====== Data provided ======

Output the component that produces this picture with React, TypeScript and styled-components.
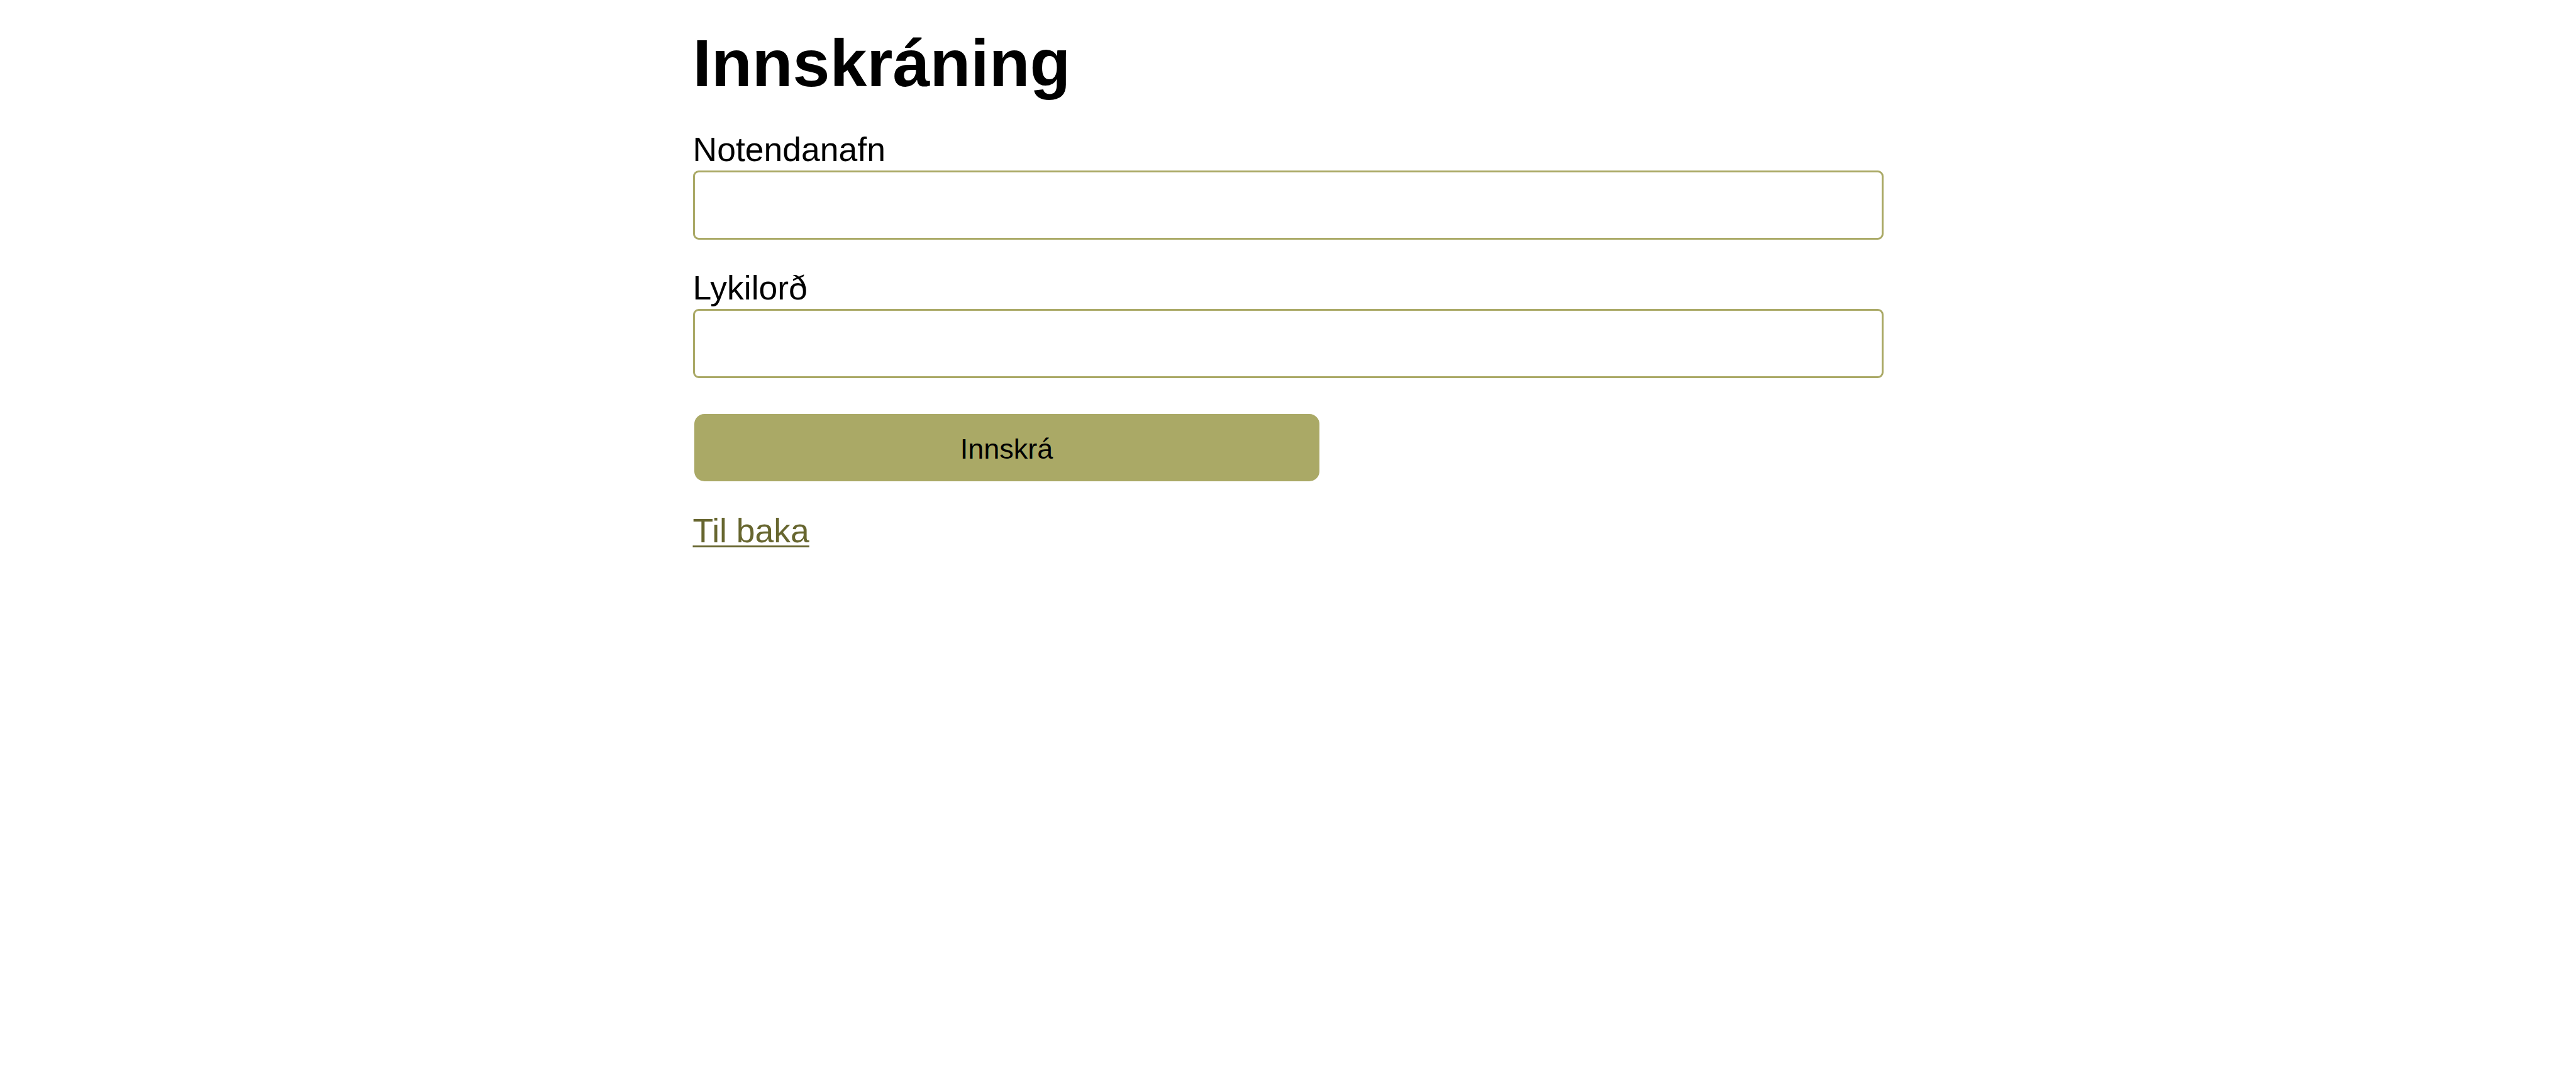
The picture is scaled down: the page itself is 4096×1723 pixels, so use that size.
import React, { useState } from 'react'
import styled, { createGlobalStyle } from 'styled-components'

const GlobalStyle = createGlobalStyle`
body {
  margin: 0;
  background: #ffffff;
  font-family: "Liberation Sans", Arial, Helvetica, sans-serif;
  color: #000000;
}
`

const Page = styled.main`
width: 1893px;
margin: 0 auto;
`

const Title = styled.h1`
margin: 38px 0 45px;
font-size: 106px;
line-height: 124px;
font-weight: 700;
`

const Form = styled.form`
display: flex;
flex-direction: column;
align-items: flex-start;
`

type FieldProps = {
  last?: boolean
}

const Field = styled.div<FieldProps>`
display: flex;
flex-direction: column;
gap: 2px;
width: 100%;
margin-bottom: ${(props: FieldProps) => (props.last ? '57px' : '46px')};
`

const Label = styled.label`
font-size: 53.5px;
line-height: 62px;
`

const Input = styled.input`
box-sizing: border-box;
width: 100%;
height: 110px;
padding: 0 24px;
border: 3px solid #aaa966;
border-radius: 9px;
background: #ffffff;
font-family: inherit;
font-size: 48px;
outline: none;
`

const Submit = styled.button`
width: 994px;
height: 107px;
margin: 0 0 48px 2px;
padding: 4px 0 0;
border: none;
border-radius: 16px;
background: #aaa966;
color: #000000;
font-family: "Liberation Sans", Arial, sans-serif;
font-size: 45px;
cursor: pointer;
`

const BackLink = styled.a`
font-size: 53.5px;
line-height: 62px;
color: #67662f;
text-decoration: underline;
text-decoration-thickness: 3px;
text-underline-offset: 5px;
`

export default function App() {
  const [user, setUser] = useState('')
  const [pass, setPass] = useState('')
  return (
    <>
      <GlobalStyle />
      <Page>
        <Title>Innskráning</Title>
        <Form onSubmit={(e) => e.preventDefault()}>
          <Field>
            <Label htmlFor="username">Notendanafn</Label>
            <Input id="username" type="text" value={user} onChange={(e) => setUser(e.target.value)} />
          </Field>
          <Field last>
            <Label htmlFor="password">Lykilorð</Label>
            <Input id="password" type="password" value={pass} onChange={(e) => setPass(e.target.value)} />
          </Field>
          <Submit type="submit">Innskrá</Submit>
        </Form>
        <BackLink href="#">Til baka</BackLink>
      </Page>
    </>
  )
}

======

The exercise:
Transcribe the whole listing exactly. Pictures stay out of your copy.

The reply:
Output the component that produces this picture with React, TypeScript and styled-components.
The picture is scaled down: the page itself is 4096×1723 pixels, so use that size.
import React, { useState } from 'react'
import styled, { createGlobalStyle } from 'styled-components'

const GlobalStyle = createGlobalStyle`
body {
  margin: 0;
  background: #ffffff;
  font-family: "Liberation Sans", Arial, Helvetica, sans-serif;
  color: #000000;
}
`

const Page = styled.main`
width: 1893px;
margin: 0 auto;
`

const Title = styled.h1`
margin: 38px 0 45px;
font-size: 106px;
line-height: 124px;
font-weight: 700;
`

const Form = styled.form`
display: flex;
flex-direction: column;
align-items: flex-start;
`

type FieldProps = {
  last?: boolean
}

const Field = styled.div<FieldProps>`
display: flex;
flex-direction: column;
gap: 2px;
width: 100%;
margin-bottom: ${(props: FieldProps) => (props.last ? '57px' : '46px')};
`

const Label = styled.label`
font-size: 53.5px;
line-height: 62px;
`

const Input = styled.input`
box-sizing: border-box;
width: 100%;
height: 110px;
padding: 0 24px;
border: 3px solid #aaa966;
border-radius: 9px;
background: #ffffff;
font-family: inherit;
font-size: 48px;
outline: none;
`

const Submit = styled.button`
width: 994px;
height: 107px;
margin: 0 0 48px 2px;
padding: 4px 0 0;
border: none;
border-radius: 16px;
background: #aaa966;
color: #000000;
font-family: "Liberation Sans", Arial, sans-serif;
font-size: 45px;
cursor: pointer;
`

const BackLink = styled.a`
font-size: 53.5px;
line-height: 62px;
color: #67662f;
text-decoration: underline;
text-decoration-thickness: 3px;
text-underline-offset: 5px;
`

export default function App() {
  const [user, setUser] = useState('')
  const [pass, setPass] = useState('')
  return (
    <>
      <GlobalStyle />
      <Page>
        <Title>Innskráning</Title>
        <Form onSubmit={(e) => e.preventDefault()}>
          <Field>
            <Label htmlFor="username">Notendanafn</Label>
            <Input id="username" type="text" value={user} onChange={(e) => setUser(e.target.value)} />
          </Field>
          <Field last>
            <Label htmlFor="password">Lykilorð</Label>
            <Input id="password" type="password" value={pass} onChange={(e) => setPass(e.target.value)} />
          </Field>
          <Submit type="submit">Innskrá</Submit>
        </Form>
        <BackLink href="#">Til baka</BackLink>
      </Page>
    </>
  )
}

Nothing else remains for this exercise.